Earth Overshoot Day is the day when—according to estimates—the total combined consumption of all human activity on Earth in a year overtakes the planet’s ability to generate those resources for that year.

How is it measured?

« It’s quite simple,” says Dr. Mathis Wackernagel of the think tank Global Footprint Network. “We look at all the resource demands of humanity that compete for space, like food, fiber, timber, et cetera, then we look at how much area is needed to provide those services and how much productive surface is available. »

Here’s his bottom line metaphor. Earth Overshoot Day is like the day you spend more than your salary for a year, only you are all humans and your salary is Earth’s biocapacity.

Ideally, Overshoot Day would come after December 31. It wasn’t too far off in 1970, when it occurred on December 23. But Overshoot Day creep has kicked in ever since.

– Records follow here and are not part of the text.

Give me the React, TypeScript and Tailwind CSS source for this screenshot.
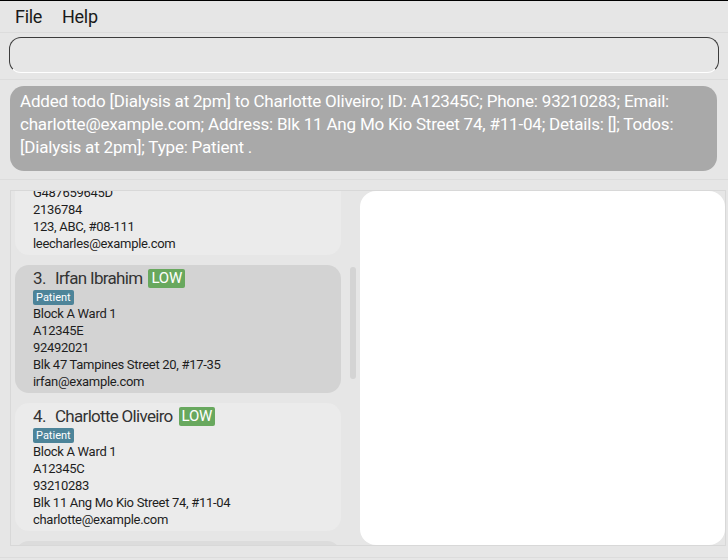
import React from 'react';

type Person = {
  index: number;
  name: string;
  ward: string;
  id: string;
  phone: string;
  address: string;
  email: string;
};

const people: Person[] = [
  { index: 3, name: 'Irfan Ibrahim', ward: 'Block A Ward 1', id: 'A12345E', phone: '92492021', address: 'Blk 47 Tampines Street 20, #17-35', email: 'irfan@example.com' },
  { index: 4, name: 'Charlotte Oliveiro', ward: 'Block A Ward 1', id: 'A12345C', phone: '93210283', address: 'Blk 11 Ang Mo Kio Street 74, #11-04', email: 'charlotte@example.com' },
];

const font = { fontFamily: 'Roboto, "Liberation Sans", sans-serif' };

const PersonCard: React.FC<{ p: Person; selected?: boolean }> = ({ p, selected }) => (
  <div className={`rounded-[14px] pl-[18px] pt-[3px] pb-[3px] ${selected ? 'bg-[#d3d3d3]' : 'bg-[#ebebeb]'}`}>
    <div className="flex items-center h-[21px]">
      <span className="text-[17px] text-[#333] tracking-[-0.6px] w-[22px]">{p.index}.</span>
      <span className="text-[17px] text-[#333] tracking-[-0.7px]">{p.name}</span>
      <span className="ml-[6px] bg-[#68a85e] text-white text-[15px] leading-[19px] px-[3px] rounded-[2px] tracking-[-0.2px]">LOW</span>
    </div>
    <div className="flex mt-[1px] h-[15px]">
      <span className="bg-[#4d8499] text-white text-[11px] leading-[15px] px-[3px] rounded-[2px]">Patient</span>
    </div>
    <div className="text-[13px] leading-[17px] text-[#1e1e1e] tracking-[-0.3px]">
      <div>{p.ward}</div>
      <div>{p.id}</div>
      <div>{p.phone}</div>
      <div>{p.address}</div>
      <div>{p.email}</div>
    </div>
  </div>
);

export default function App() {
  return (
    <div className="w-[728px] h-[560px] bg-[#e6e6e6] border-t border-black flex flex-col overflow-hidden" style={font}>
      {/* menu */}
      <div className="h-[32px] flex items-center gap-[20px] pl-[15px] text-[18px] text-[#1a1a1a] border-b border-[#dcdcdc] tracking-[-0.3px]">
        <span>File</span>
        <span>Help</span>
      </div>

      {/* command box */}
      <div className="h-[47px] px-[9px] pt-[4px] border-b border-[#dcdcdc]">
        <div className="h-[36px] w-[710px] rounded-[12px] border border-t-[#3c3c3c] border-l-[#3c3c3c] border-r-[#3c3c3c] border-b-white bg-[#e6e6e6]" />
      </div>

      {/* result box */}
      <div className="h-[100px] px-[10px] pt-[6px] border-b border-[#dcdcdc]">
        <div className="h-[85px] w-[707px] rounded-[14px] bg-[#a9a9a9] text-white text-[17px] leading-[23px] tracking-[-0.2px] px-[10px] pt-[4px]">
          Added todo [Dialysis at 2pm] to Charlotte Oliveiro; ID: A12345C; Phone: 93210283; Email: charlotte@example.com; Address: Blk 11 Ang Mo Kio Street 74, #11-04; Details: []; Todos: [Dialysis at 2pm]; Type: Patient .
        </div>
      </div>

      {/* main */}
      <div className="flex-1 pl-[10px] pr-[2px] pt-[10px] pb-[10px] border-b border-[#dcdcdc]">
        <div className="h-[356px] border border-[#d8d8d8] flex">
          <div className="w-[349px] flex overflow-hidden">
            <div className="w-[330px] pl-[4px] flex flex-col gap-[10px] -mt-[64px]">
              <div className="rounded-[14px] bg-[#ebebeb] pl-[18px] pt-[3px] pb-[3px] text-[13px] leading-[17px] text-[#1e1e1e] tracking-[-0.3px]">
                <div className="h-[21px]" />
                <div className="h-[16px]" />
                <div>Block B Ward 2</div>
                <div>G487659645D</div>
                <div>2136784</div>
                <div>123, ABC, #08-111</div>
                <div>leecharles@example.com</div>
              </div>
              <PersonCard p={people[0]} selected />
              <PersonCard p={people[1]} />
              <div className="rounded-[14px] bg-[#dcdcdc] h-[60px] shrink-0" />
            </div>
            <div className="ml-[9px] pt-[76px]">
              <div className="w-[6px] h-[112px] rounded-full bg-[#d4d4d4]" />
            </div>
          </div>
          <div className="flex-1 bg-white rounded-[16px]" />
        </div>
      </div>
      <div className="h-[2px]" />
    </div>
  );
}
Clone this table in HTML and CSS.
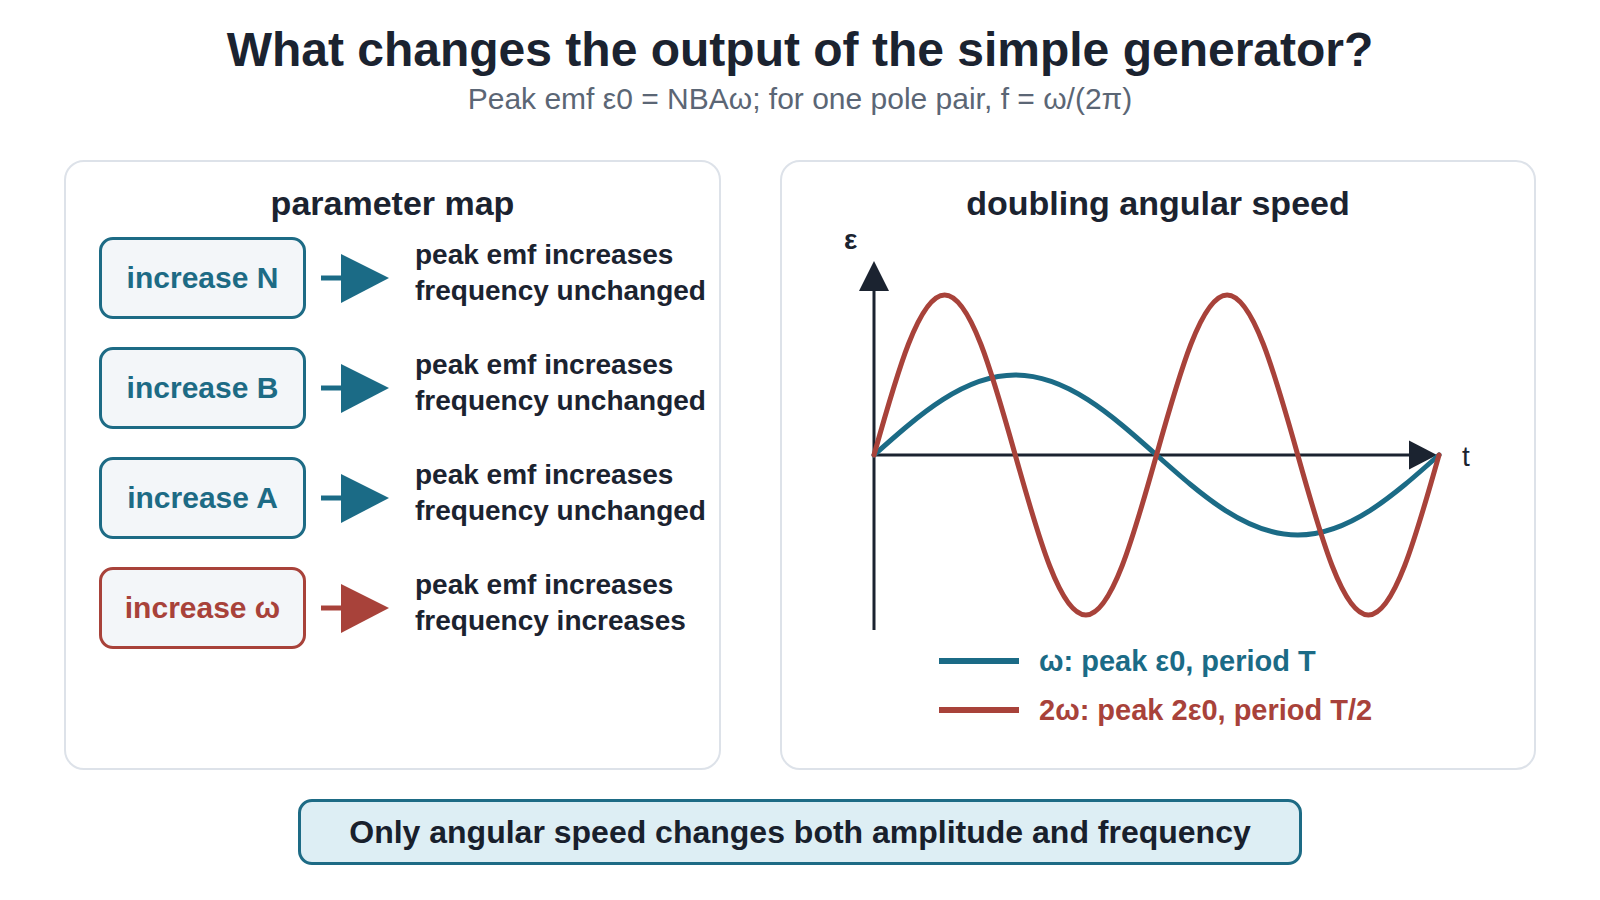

August 13 is the earliest yet—four days ahead of last year’s previous record.

Earth Overshoot Day

« Earth overshoot day » marks the day when that year’s demand for natural resources exceeds Earth’s ability to produce them.

Overshoot Day doesn’t mean we’ve exhausted our resources for the year. To extend Wackernagel’s metaphor, we’re essentially dipping into savings by using capacity that hasn’t been tapped.

So what happens when we do break open the piggybank? Wackernagel cites struggling fisheries, accumulation of carbon dioxide in the atmosphere, soil erosion and deforestation as some of the consequences.

It’s possible to look at how every country has used its capacity. The United States and China, for instance, overshoot earlier than many other nations, while much of South America has surplus to spare.